Es ese amor mutuo, quizá por encima de cualquier otra cosa, el que refleja la esencia de Dios. Con convicción y con fe, afirmamos que «Dios es amor». Pero el amor requiere un sujeto y un objeto: alguien que da y alguien que recibe. Es evidente que el amor de Dios se ha derramado sobre nosotros, la cima de su creación: eso justifica la afirmación «Dios ama», pero no explica del todo la afirmación más honda de que Dios es amor.
Podemos decir que Dios es amor porque es, en sí mismo, tanto el sujeto como el objeto del amor. El Padre, el Hijo y el Espíritu Santo —cada uno de los cuales es plenamente Dios— viven una relación eterna de amor entre ellos. Este permanente don de sí mismo hace que Dios sea quien es. Y eso es lo que el matrimonio, de un modo imperfecto pero espléndido, refleja en este mundo.
***
Muchas generaciones antes de que Jesucristo fundara la Iglesia católica, Dios Padre mostró la naturaleza sacramental del matrimonio en la relación de Adán y Eva. La unión del hombre y la mujer como esposo y esposa fue bendecida de un modo especial por Dios desde el principio.

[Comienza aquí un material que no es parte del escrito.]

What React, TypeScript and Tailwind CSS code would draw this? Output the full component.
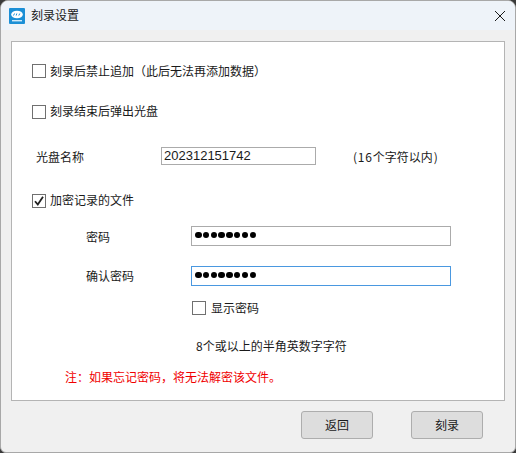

La palabra «sacramento» procede del término latino sacramentum, que significa «vínculo» o «juramento». A lo largo de la Escritura, el juramento —la promesa hecha en el nombre de Dios— aparece una y otra vez como elemento esencial de las alianzas. De hecho, cuando más adelante en el Antiguo Testamento un ángel de Dios anuncia la alianza con Abrahán, declara que el Señor está haciendo un juramento en su propio nombre (Gn 22, 16-18).
¿Y qué queremos decir con la palabra «alianza»? Quizá nos sirva de ayuda establecer una comparación entre dicho concepto y el de «contrato», con el que se suele confundir fácilmente. Por lo general, un contrato establece en qué términos se entrega, se recibe o se comparte determinado aspecto de nosotros mismos: una propiedad, unos bienes, el trabajo, etc. La alianza, por su parte, establece en qué términos se une a otro todo nuestro yo. La alianza añade algo tan importante al contrato que este se convierte en algo real y sustancialmente diferente.
«Alianza» es, por lo tanto, la única palabra válida para definir la relación entre Dios y la humanidad. No somos propiedad suya: somos sus hijos e hijas adoptivos. Los contratos crean acuerdos de propiedad temporales y contingentes, mientras que las alianzas crean vínculos familiares permanentes.